Thursday, November 16, 2006

No Museu 3

Mausoléus e 1912, Annus Mirabilis
Uma visita à Gulbenkian a revelar homenagens mais ou menos involuntárias.
À entrada uma construção de livros e espelhos convida a óbvias vertigens e associações (um pouco como o assassino no Nome da Rosa, que só poderia ter aquele nome). A ilusão é de uma terrível eficácia, e é surpreendente a multiplicação do espaço no mais simples, confinado dos mecanismos ópticos. Um intervalo na biblioteca de babel, que se prolonga em intermináveis verticais forradas com o pensamento dos homens, um poço onde é fácil perder-se e flutuar.
Noutra sala um corredor amarelo transparente ampara o sono de uma pedra, suavemente deitada numa cama dura que para ela será de penas. Pela janela vê-se a natureza ou a liberdade, conforme o que se queira, do tamanho de um livro. Há três figuras informes que talvez sejam personagens de um sonho apanhado a meio, evoluindo com a lentidão própria dos minerais, impondo-se, como plantas no deserto, por entre os detritos cuidadosamente ordenados de um esqueleto gigante. O trabalho chama-se Fundação, mas poderia chamar-se Mario Merz Morre.
Na cave escura abre-se outra janela para o passado, a sugestão animada do paradoxo de Zenão. Um homem de fato preto corre na praia, fugindo em desespero. Chapinha a água e olha para trás, enquanto um perseguidor de fato branco se aproxima, está perto, sempre um pouco mais perto. E assim para todo o sempre.
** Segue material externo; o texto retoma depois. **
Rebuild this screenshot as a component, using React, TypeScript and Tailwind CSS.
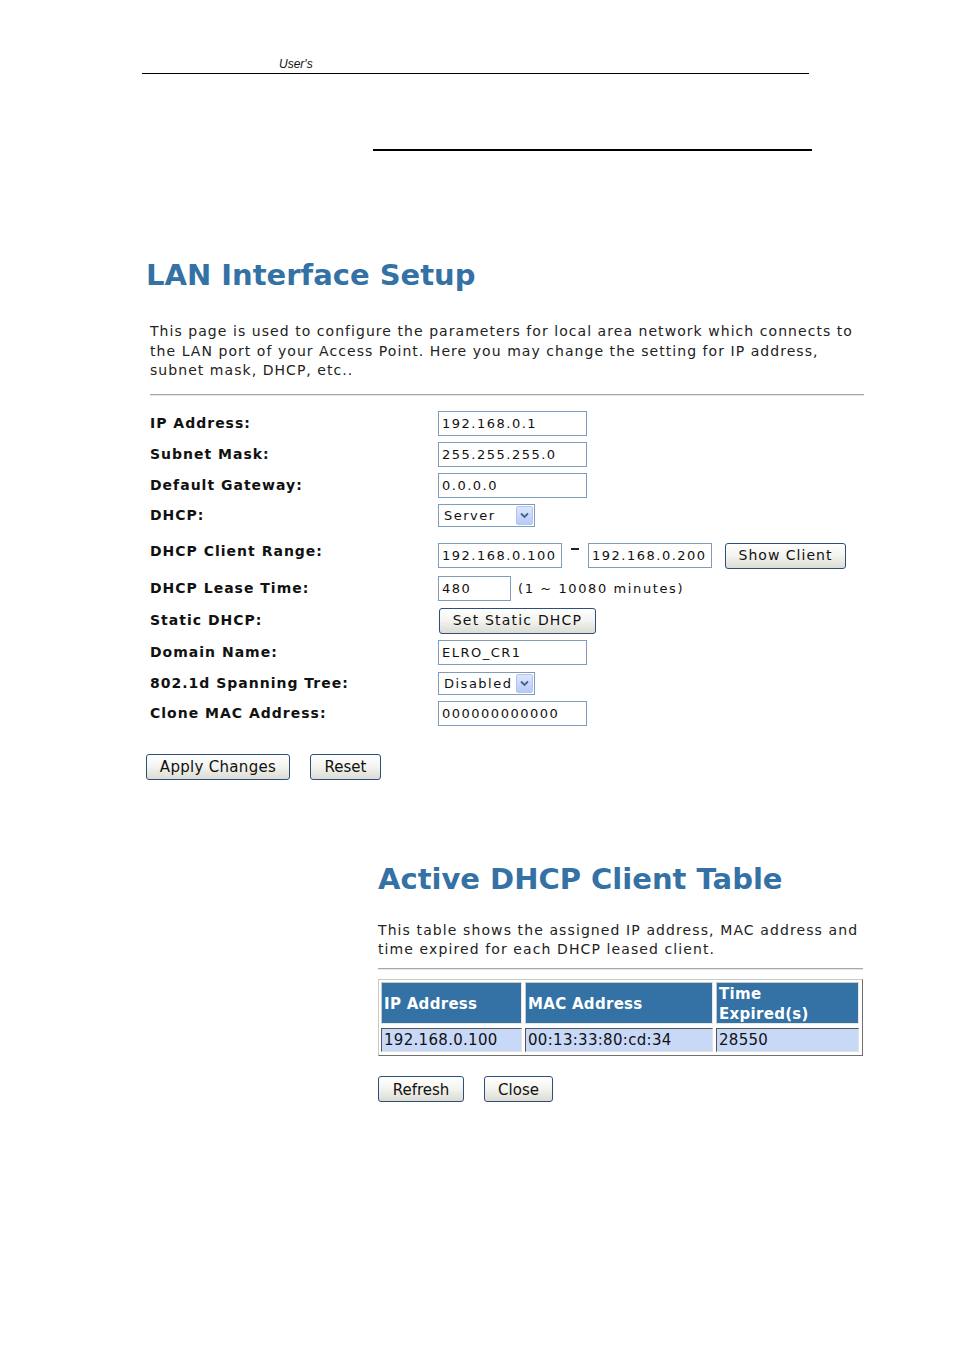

Também há Amadeu, que teve o azar de ser português e a sorte de sair de Portugal. Se não soubesse pintar tão bem ou morrido cedo poderia, quem sabe, acabar como Duchamp, nascido no mesmo ano, ou Picasso, o super-atleta formal. Jogo inútil o das adivinhações. Seria Marlowe maior que Shakespeare se vivesse o mesmo, ou Galois maior que Leibniz, se não morresse aos 20 anos num duelo? Os pequenos e irrequietos prodígios de Sousa-Cardoso envelhecem bem, e tenderão a ganhar com o tempo o justo lugar na tapeçaria académica.
O outro “Amadeu”, o famoso, vinha de Itália, pintava mulheres, e tinha vida pessoal mais agitada. Vivesse ele trezentos anos e continuaria a pintar amantes afiadas de gestos leitosos vindos de África. Era a sua fórmula (hoje diz-se coerência). Haverá mesmo comparação?